The law provides answers, but they can be highly subjective and hinge on the particular factual circumstances in which the On-Call Time is being worked. Wise employers in healthcare who require On-Call Time of employees will adopt clear personnel policies and enforce sensible practices designed to avoid disputes about whether On-Call Time is compensable or not. They will do so to ensure that employees know when they are, and are not, "on the clock," and to avoid the significant problems that can result from getting the answer wrong. Fights about whether On-Call Time is compensable are litigated with surprising frequency and can result in alarming liabilities – which can take the form of unpaid wages due to all employees who worked unpaid On-Call Time during as many as three (3) years, plus an equal amount of money in the form of "liquidated damages," plus the attorneys' fees of the employees' attorney, plus attorneys' fees incurred by the employer itself in the course of dealing with the problem. As if that weren't enough, such liabilities can be imposed on those who own and control the employer personally, not on the employing entity alone.

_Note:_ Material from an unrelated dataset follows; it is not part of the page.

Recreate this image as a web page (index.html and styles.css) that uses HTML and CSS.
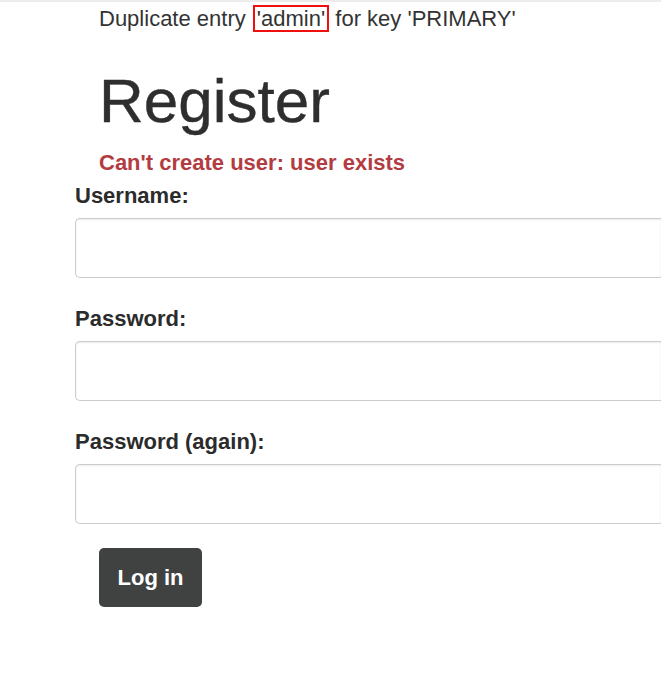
FILE: index.html
```html
<!DOCTYPE html>
<html lang="en">
<head>
<meta charset="utf-8">
<title>Register</title>
<link rel="stylesheet" href="styles.css">
</head>
<body>
<div class="topbar"></div>
<main class="page">
  <p class="notice">Duplicate entry <span class="mark">'admin'</span> for key 'PRIMARY'</p>
  <h1 class="title">Register</h1>
  <p class="error">Can't create user: user exists</p>
  <form class="form">
    <div class="group">
      <label class="label" for="u">Username:</label>
      <input class="field" id="u" type="text">
    </div>
    <div class="group">
      <label class="label" for="p1">Password:</label>
      <input class="field" id="p1" type="password">
    </div>
    <div class="group">
      <label class="label" for="p2">Password (again):</label>
      <input class="field" id="p2" type="password">
    </div>
    <div class="actions">
      <button class="btn" type="button">Log in</button>
    </div>
  </form>
</main>
</body>
</html>
```
FILE: styles.css
```css
html, body {
  margin: 0;
  padding: 0;
  overflow: hidden;
  background: #fff;
}
body {
  font-family: "Liberation Sans", Arial, sans-serif;
  font-size: 22px;
  color: #333;
  width: 661px;
  height: 683px;
}
.topbar {
  height: 2px;
  background: #ececec;
}
.page {
  padding-left: 75px;
}
.notice {
  margin: 0;
  padding-left: 24px;
  line-height: 33px;
  white-space: nowrap;
}
.mark {
  display: inline-block;
  border: 2px solid #f00f0f;
  padding: 0 2px;
  margin-left: 1px;
  line-height: 23px;
}
.title {
  margin: 32px 0 0;
  padding-left: 24px;
  font-size: 62px;
  font-weight: normal;
  line-height: 68px;
  color: #2e2e2e;
  -webkit-text-stroke: 0.4px #2e2e2e;
}
.error {
  margin: 15px 0 0;
  padding-left: 24px;
  font-weight: bold;
  line-height: 26px;
  color: #b23c41;
}
.form {
  margin-top: 7px;
}
.group {
  display: flex;
  flex-direction: column;
  align-items: stretch;
  margin-bottom: 28px;
}
.label {
  align-self: flex-start;
  font-weight: bold;
  line-height: 26px;
  margin-bottom: 9px;
  color: #2b2b2b;
}
.field {
  box-sizing: border-box;
  width: 100%;
  height: 60px;
  margin: 0;
  border: 1px solid #cccccc;
  border-right: none;
  border-radius: 5px 0 0 5px;
  box-shadow: inset 0 1px 2px rgba(0, 0, 0, 0.08);
  background: #fff;
  font: inherit;
  padding: 0 14px;
}
.actions {
  padding-left: 24px;
  margin-top: -4px;
}
.btn {
  box-sizing: border-box;
  height: 59px;
  width: 103px;
  padding: 0;
  border: none;
  border-radius: 5px;
  background: #404241;
  color: #fff;
  font-family: "Liberation Sans", Arial, sans-serif;
  font-size: 22px;
  font-weight: bold;
}
```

Failing to include On-Call Time in compensable hours of work can result in failure to pay "overtime" wages due. The DOL takes a dim view of that kind of thing, regardless of how it occurred. Just ask "From the Heart Companion Service LLC," a "homecare service provider" in Pennsylvania that "provides homecare for elderly and physically challenged individuals." The DOL, on April 14, 2022, published a news release in which it announced that the company "paid $191,591.71 in back wages and an equal amount in liquidated damages" – for a total tab of about $383,000 – to 46 "affected employees at four Pittsburgh-area locations for hours worked over 40 hours in a workweek". That's obviously costly and must be embarrassing for "company President and Owner Janis Mandich Durick," whom the DOL called out by name, no doubt to send a message to executives of other employers who might engage in similar behavior. Her company, according to the DOL, got things wrong in a costly and very public way.